Con todo, hay que observar que no quiere decir que cuantos cayeron en el fuego y no se volvieron a ver más y los que ardían en las llamas tienen que ir a parar irremisiblemente al infierno: ¡No! Dios nos libre de afirmar semejante cosa. Sino que indica que los que se encontraban en desgracia de Dios, si hubiesen muerto entonces, se habrían condenado para siempre. La sala, el templo, representan la Sociedad Salesiana, feliz y triunfante. El joven garrido que acoge a los demás y los acompañan a visitar el palacio y la iglesia, parece que fuera un alumno muerto en el Oratorio, tal vez [Santo]bDomingo Savio».
De esta última frase se deduce, que en éste, como en otros sueños de [San] Juan Don Bosco, hay un significado escondido que se refiere principalmente a la Sociedad Salesiana.
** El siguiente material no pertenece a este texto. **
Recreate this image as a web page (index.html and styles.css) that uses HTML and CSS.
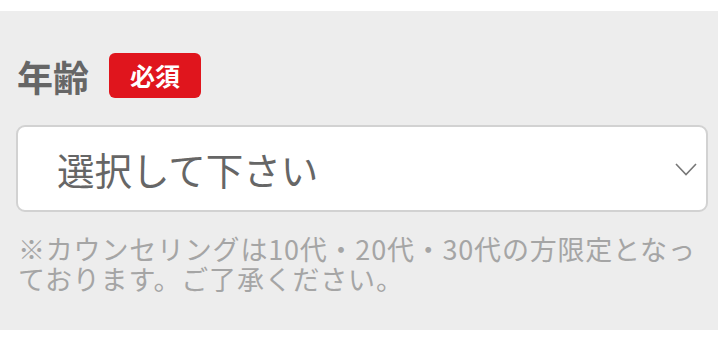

Hemos de hacer constar que contemporáneamente a cada frase del sueño, tanto de este como de los demás, correspondían otras tantas apariciones que diríamos paralelas y complementarias de las cosas descritas.
Nos autoriza a juzgar así el hecho de haber recordado [San] Juan Don Bosco a Don Julio Barberis en el año 1879, que en este sueño había visto a Don Cagliero atravesar una gran extensión de agua, ayudando a otros a cruzarla y que tanto él como sus compañeros habían hecho diez estaciones. De esta forma veía anticipadamente sus viajes a América.
Así también, en el año 1885 dijo que este sueño guardaba relación con la elevación al episcopado de Mons. Cagliero.
En la mañana del dos de enero, los jóvenes deseosos de conocer el estado de la propia conciencia, se apresuraron a confesarse con él en la sacristía. A cierto joven, el cual después de la confesión le preguntaba, dónde y en qué estado yo había visto en aquel sueño misterioso, le respondió:
—Estabas en la embarcación y te dedicabas a pescar y caíste varias veces al agua, pero yo te saqué y te devolví a la barca. —Y cuando llegó al templo ¿recuerda haberme visto? —Sí, sí— le respondió sonriente.
A un clérigo vercellés que le preguntó en el patio sobre su estado: Tú estorbabas a los demás —le replicó— y así impedías la pesca.
A un sacerdote que deseaba saber el papel que desempeñaba en aquella escena: —Te vi —le dijo— apartado de los demás--- solo, serio, en un rincón de la embarcación, ocupado en preparar anzuelos con sus cuerdas correspondientes que los demás venían a coger para pescar.
Y añadió algunas cosas más que veinte años después se cumplieron de una manera maravillosa y que no es necesario exponer aquí.
Los alumnos no olvidaron este sueño que tanta impresión les había causado, y el joven Agustín Semeria de Moltedo Superiore nos lo recordaba en una carta fechada en 24 de septiembre de 1883, confirmando en su descripción cuanto hemos expuesto anteriormente y añadiendo
«Recuerdo también que en una de las noches siguientes, cosa insólita, [San] Juan Don Bosco nos hizo rezar bajo los pórticos la tercera parte del Rosario por las necesidades de nuestra Santa Madre la Iglesia. Terminada esta oración, mientras avanzaba entre nosotros, acogido con grandes muestras de alegría y numerosos vivas, nos permitió que le ayudásemos a subir a la cátedra o tribuna desde la cual nos hablaba. Esto era muy frecuente. Una vez que hubieron terminado los aplausos, hizo alusión a la alegría que experimentarán los justos al llegar a las playas de la felicidad eterna; a la paz que disfruta un cristiano viviendo siempre en gracia de Dios y al augurarnos unas buenas noches, nos dijo:
—Cuando se despojen de las ropas para acostarse, háganlo con toda modestia; pensando que Dios los ve; después métanse en la cama; crucen las manos sobre el pecho y abandonados en los brazos de Jesús y de María, entregúense al descanso».